Load the backpack with the pet inside, zip the expansion closed, walk 15 slow steps and make one gentle turn. Set the backpack down. Check three things: whether the base stayed level from front to back, whether the zipper line held its original straight path, and whether the mesh panels are still standing open. If all three pass, the structure is holding. If any one fails, reinforcement is needed before the trip.
Can the expanded section be used while walking?
The expansion panel extends the carrier’s footprint past the base’s structural support. On level ground — the carrier sitting on a bench or floor — the ground itself acts as the panel’s support. In motion, there is nothing under that overhang. The panel must self-support against shifting loads from every direction. Most expandable carriers lack enough panel tension or base rigidity to keep the expanded section stable during active movement. Compact mode during motion, expansion mode at stops produces the most reliable result.

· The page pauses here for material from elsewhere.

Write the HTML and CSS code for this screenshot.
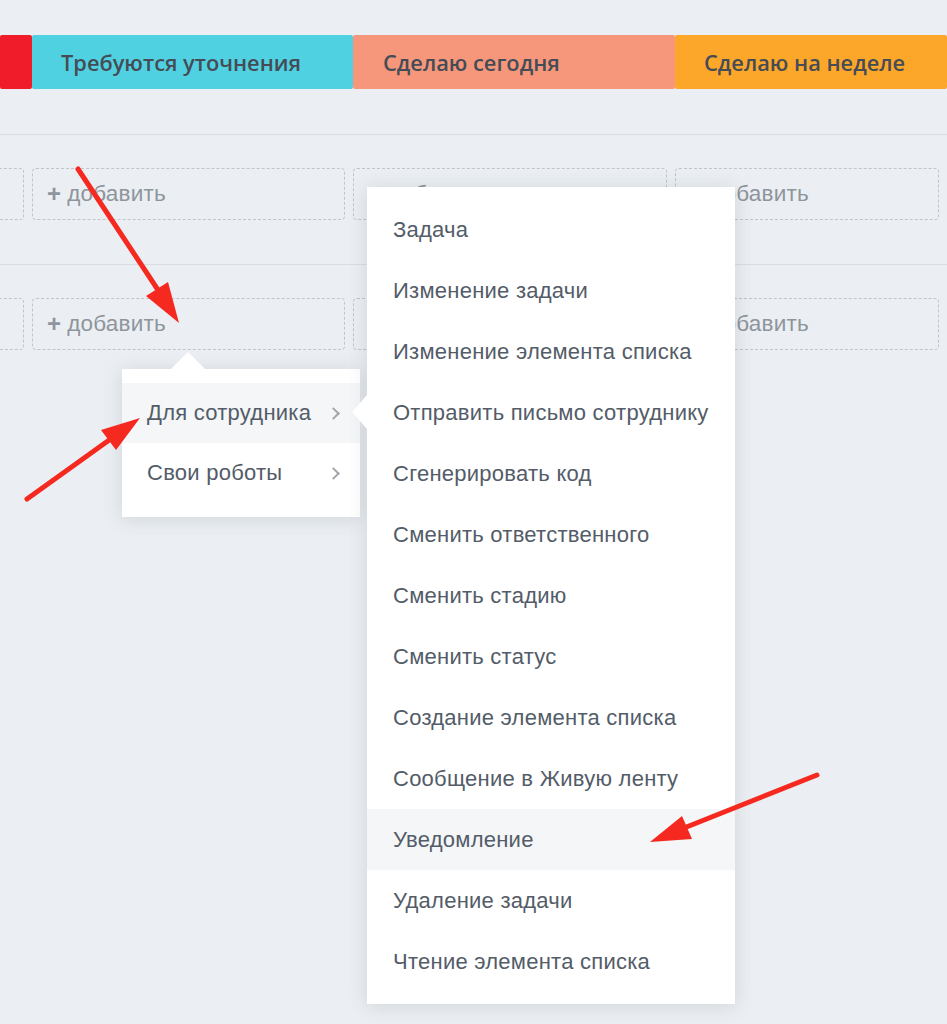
FILE: index.html
```html
<!DOCTYPE html>
<html lang="ru">
<head>
<meta charset="utf-8">
<title>Роботы</title>
<link rel="stylesheet" href="styles.css">
</head>
<body>
<div class="board">
  <div class="cols heads">
    <div class="head head-red"></div>
    <div class="head head-cyan">Требуются уточнения</div>
    <div class="head head-salmon">Сделаю сегодня</div>
    <div class="head head-orange">Сделаю на неделе</div>
  </div>
  <div class="lane">
    <div class="cols">
      <div class="add"></div>
      <div class="add"><span class="plus">+</span>добавить</div>
      <div class="add"><span class="plus">+</span>добавить</div>
      <div class="add"><span class="plus">+</span>добавить</div>
    </div>
  </div>
  <div class="lane">
    <div class="cols">
      <div class="add"></div>
      <div class="add"><span class="plus">+</span>добавить</div>
      <div class="add"><span class="plus">+</span>добавить</div>
      <div class="add"><span class="plus">+</span>добавить</div>
    </div>
  </div>
</div>

<div class="menu menu-main">
  <div class="item active">Для сотрудника <span class="chev"></span></div>
  <div class="item">Свои роботы <span class="chev"></span></div>
</div>

<div class="menu menu-sub">
  <div class="item">Задача</div>
  <div class="item">Изменение задачи</div>
  <div class="item">Изменение элемента списка</div>
  <div class="item">Отправить письмо сотруднику</div>
  <div class="item">Сгенерировать код</div>
  <div class="item">Сменить ответственного</div>
  <div class="item">Сменить стадию</div>
  <div class="item">Сменить статус</div>
  <div class="item">Создание элемента списка</div>
  <div class="item">Сообщение в Живую ленту</div>
  <div class="item active">Уведомление</div>
  <div class="item">Удаление задачи</div>
  <div class="item">Чтение элемента списка</div>
</div>

<svg class="arrows" width="947" height="1024" viewBox="0 0 947 1024">
  <g stroke="#f5291f" stroke-width="5" stroke-linecap="round" fill="none">
    <line x1="78" y1="169" x2="162" y2="296"/>
    <line x1="27" y1="499" x2="112" y2="438"/>
    <line x1="817" y1="775" x2="684" y2="828"/>
  </g>
  <g fill="#f5291f">
    <polygon points="179,323 146,296 168,282"/>
    <polygon points="140,418 116,450 101,430"/>
    <polygon points="650,842 682,816 692,839"/>
  </g>
</svg>
</body>
</html>
```

FILE: styles.css
```css
html, body {
  margin: 0;
  padding: 0;
}
body {
  background: #ebeff3;
  width: 947px;
  height: 1024px;
  overflow: hidden;
  position: relative;
  font-family: "Liberation Sans", Arial, sans-serif;
}
.board {
  padding-top: 35px;
}
.cols {
  display: grid;
  grid-template-columns: 32px 321px 322px 1fr;
}
.heads {
  height: 54px;
  margin-bottom: 45px;
}
.head {
  font-family: "Open Sans", sans-serif;
  font-weight: 600;
  font-size: 21.8px;
  color: #454c55;
  display: flex;
  align-items: center;
  padding-left: 29px;
  border-radius: 2px;
  white-space: nowrap;
}
.head-red { background: #f11c2a; padding-left: 0; }
.head-cyan { background: #50d1e1; }
.head-salmon { background: #f6977b; padding-left: 30px; }
.head-orange { background: #fca62a; }

.lane {
  border-top: 1px solid #d8dde1;
  padding: 33px 0 44px;
}
.add {
  height: 52px;
  box-sizing: border-box;
  margin-right: 8px;
  border: 1px dashed #c0c5cb;
  border-radius: 4px;
  display: flex;
  align-items: center;
  padding-left: 14px;
  font-size: 22.5px;
  letter-spacing: 0.2px;
  color: #8e959c;
  white-space: nowrap;
}
.plus {
  font-weight: bold;
  font-size: 24px;
  margin-right: 6px;
}
.cols .add:first-child {
  margin-left: -20px;
}

.menu {
  position: absolute;
  background: #fff;
  box-shadow: 0 2px 18px rgba(60, 75, 90, 0.16);
  box-sizing: border-box;
}
.menu .item {
  height: 60px;
  display: flex;
  align-items: center;
  padding-left: 25px;
  font-size: 22px;
  letter-spacing: 0.25px;
  color: #535c68;
  position: relative;
  white-space: nowrap;
}
.menu .item.active {
  background: #f5f6f8;
}
.menu-main {
  left: 122px;
  top: 369px;
  width: 238px;
  height: 148px;
  padding: 14px 0;
}
.menu-main::before {
  content: "";
  position: absolute;
  left: 49px;
  top: -17px;
  border-left: 17px solid transparent;
  border-right: 17px solid transparent;
  border-bottom: 17px solid #fff;
}
.chev {
  position: absolute;
  right: 22px;
  top: 26px;
  width: 7px;
  height: 7px;
  border-top: 2px solid #a0a6ad;
  border-right: 2px solid #a0a6ad;
  transform: rotate(45deg);
}
.menu-sub {
  left: 367px;
  top: 187px;
  width: 368px;
  height: 817px;
  padding: 12px 0;
}
.menu-sub .item {
  height: 61px;
  padding-left: 26px;
}
.menu-sub::before {
  content: "";
  position: absolute;
  left: -15px;
  top: 208px;
  border-top: 17px solid transparent;
  border-bottom: 17px solid transparent;
  border-right: 15px solid #fff;
}
.arrows {
  position: absolute;
  left: 0;
  top: 0;
  pointer-events: none;
}
```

What is the fastest way to stiffen a base that sags?
A rigid insert cut to the full base footprint — a plastic cutting board, a thin PP sheet, or a custom-fit panel — placed under the cushion. The insert must span the entire floor area, including under the expanded section, and must not shift inside the carrier. A properly sized insert turns a flexible fabric base into a stable platform in under a minute, with no permanent modification to the carrier.